Signs That You May Have Diabetes
By Paul Rothbart
Diabetes is a chronic disease that affects your blood sugar levels by slowing the production of insulin or impacting your body's sensitivity to it. Your digestive system breaks down food into glucose, a simple sugar. The pancreas then produces insulin which helps process that sugar into energy for the body's cells. Diabetes interferes with that and your body's blood sugar levels remain too high. If it continues to be high for too long, it can cause kidney disease, heart disease, and vision loss. Unfortunately, people with diabetes sometimes must have limbs amputated.
Types of Diabetes
There are two types of diabetes that can affect anyone. There is a third that only threatens pregnant women. Type 1 diabetes is an autoimmune disease in which the body shuts down the production of insulin. It is less common, affecting only 5-10 percent of all people with diabetes. It is more common in children, teens, and young adults and there is no known way to prevent it. People with type 1 must inject insulin for the rest of their lives.

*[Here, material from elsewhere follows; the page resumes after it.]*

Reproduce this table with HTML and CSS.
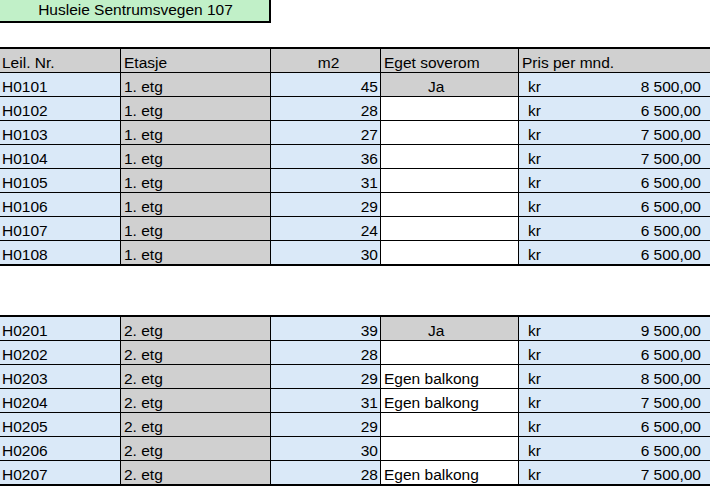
FILE: index.html
```html
<!DOCTYPE html>
<html lang="no">
<head>
<meta charset="utf-8">
<title>Husleie Sentrumsvegen 107</title>
<link rel="stylesheet" href="styles.css">
</head>
<body>
<div class="title">Husleie Sentrumsvegen 107</div>

<div class="sheet first">
  <div class="row head">
    <div class="c c1">Leil. Nr.</div>
    <div class="c c2">Etasje</div>
    <div class="c c3 center">m2</div>
    <div class="c c4">Eget soverom</div>
    <div class="c c5 hp">Pris per mnd.</div>
  </div>
  <div class="row"><div class="c c1">H0101</div><div class="c c2">1. etg</div><div class="c c3">45</div><div class="c c4 ja">Ja</div><div class="c c5"><span>kr</span><span>8 500,00</span></div></div>
  <div class="row"><div class="c c1">H0102</div><div class="c c2">1. etg</div><div class="c c3">28</div><div class="c c4"></div><div class="c c5"><span>kr</span><span>6 500,00</span></div></div>
  <div class="row"><div class="c c1">H0103</div><div class="c c2">1. etg</div><div class="c c3">27</div><div class="c c4"></div><div class="c c5"><span>kr</span><span>7 500,00</span></div></div>
  <div class="row"><div class="c c1">H0104</div><div class="c c2">1. etg</div><div class="c c3">36</div><div class="c c4"></div><div class="c c5"><span>kr</span><span>7 500,00</span></div></div>
  <div class="row"><div class="c c1">H0105</div><div class="c c2">1. etg</div><div class="c c3">31</div><div class="c c4"></div><div class="c c5"><span>kr</span><span>6 500,00</span></div></div>
  <div class="row"><div class="c c1">H0106</div><div class="c c2">1. etg</div><div class="c c3">29</div><div class="c c4"></div><div class="c c5"><span>kr</span><span>6 500,00</span></div></div>
  <div class="row"><div class="c c1">H0107</div><div class="c c2">1. etg</div><div class="c c3">24</div><div class="c c4"></div><div class="c c5"><span>kr</span><span>6 500,00</span></div></div>
  <div class="row last"><div class="c c1">H0108</div><div class="c c2">1. etg</div><div class="c c3">30</div><div class="c c4"></div><div class="c c5"><span>kr</span><span>6 500,00</span></div></div>
</div>

<div class="sheet second">
  <div class="row"><div class="c c1">H0201</div><div class="c c2">2. etg</div><div class="c c3">39</div><div class="c c4 ja">Ja</div><div class="c c5"><span>kr</span><span>9 500,00</span></div></div>
  <div class="row"><div class="c c1">H0202</div><div class="c c2">2. etg</div><div class="c c3">28</div><div class="c c4"></div><div class="c c5"><span>kr</span><span>6 500,00</span></div></div>
  <div class="row"><div class="c c1">H0203</div><div class="c c2">2. etg</div><div class="c c3">29</div><div class="c c4">Egen balkong</div><div class="c c5"><span>kr</span><span>8 500,00</span></div></div>
  <div class="row"><div class="c c1">H0204</div><div class="c c2">2. etg</div><div class="c c3">31</div><div class="c c4">Egen balkong</div><div class="c c5"><span>kr</span><span>7 500,00</span></div></div>
  <div class="row"><div class="c c1">H0205</div><div class="c c2">2. etg</div><div class="c c3">29</div><div class="c c4"></div><div class="c c5"><span>kr</span><span>6 500,00</span></div></div>
  <div class="row"><div class="c c1">H0206</div><div class="c c2">2. etg</div><div class="c c3">30</div><div class="c c4"></div><div class="c c5"><span>kr</span><span>6 500,00</span></div></div>
  <div class="row last"><div class="c c1">H0207</div><div class="c c2">2. etg</div><div class="c c3">28</div><div class="c c4">Egen balkong</div><div class="c c5"><span>kr</span><span>7 500,00</span></div></div>
</div>
</body>
</html>
```

FILE: styles.css
```css
html, body {
  margin: 0;
  padding: 0;
  background: #ffffff;
}
body {
  font-family: "Liberation Sans", Arial, sans-serif;
  font-size: 15.5px;
  color: #000000;
  width: 710px;
  height: 487px;
  overflow: hidden;
}
.title {
  box-sizing: border-box;
  width: 271px;
  height: 23px;
  background: #c1f0c8;
  border-right: 2px solid #000;
  border-bottom: 2px solid #000;
  text-align: center;
  line-height: 20px;
  padding-left: 2px;
}
.sheet {
  border-top: 2px solid #000;
}
.sheet.first {
  margin-top: 24px;
}
.sheet.second {
  margin-top: 49px;
}
.row {
  box-sizing: border-box;
  display: grid;
  grid-template-columns: 121px 150px 110px 138px 1fr;
  height: 24px;
  border-bottom: 1px solid #000;
}
.row.last {
  height: 25px;
  border-bottom: 2px solid #000;
}
.c {
  box-sizing: border-box;
  border-right: 1px solid #000;
  display: flex;
  align-items: flex-end;
  line-height: 18px;
  padding: 0 2px 0 2px;
  white-space: nowrap;
  overflow: hidden;
}
.c1 { background: #dae9f8; padding-left: 2px; }
.c2 { background: #d0d0d0; padding-left: 3px; }
.c3 { background: #dae9f8; justify-content: flex-end; padding-right: 2px; }
.c4 { background: #ffffff; padding-left: 3px; }
.c4.ja { background: #d0d0d0; padding-left: 47px; }
.c5 {
  background: #dae9f8;
  border-right: none;
  justify-content: space-between;
  padding-left: 9px;
  padding-right: 9px;
}
.head .c { background: #d0d0d0; }
.c3.center { justify-content: center; padding-left: 8px; }
.c5.hp { justify-content: flex-start; padding-left: 3px; }
```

Type 2 diabetes is much more and preventable. It occurs when you develop a resistance to insulin making it less effective in lowering blood sugar. It happens more to adults and can take years to develop. If you suspect you are at risk, a blood sugar test is important to diagnose the problem so it can be treated.
Symptoms of Diabetes
There are some common symptoms that occur in a diabetic person. Since the body tries to flush excess sugar out of it, you may find yourself urinating much more frequently than you normally do. This can cause dehydration resulting in dry itchy skin and constant thirst. Diabetes can cause your body to get insufficient energy from food, so you may experience sudden weight loss or extreme hunger. If you have cuts on your skin, they may take longer to heal. This is because high blood sugar can slow down the blood flow needed for healing.
Prediabetes is a condition in which blood sugar levels are higher than normal but haven't reached the level of diabetes yet. About a third of American adults have prediabetes and many are not aware of it. If you have prediabetes you are at greater risk for type 2. You can prevent your condition from progressing by making lifestyle changes that include a healthy diet and exercise.
Diabetes is not a disease to take lightly. If you have symptoms, see your primary care physician and get your blood tested. If you have diabetes, you need a program to manage. If you've got prediabetes, you want to live a lifestyle that will prevent it from becoming type 2 diabetes.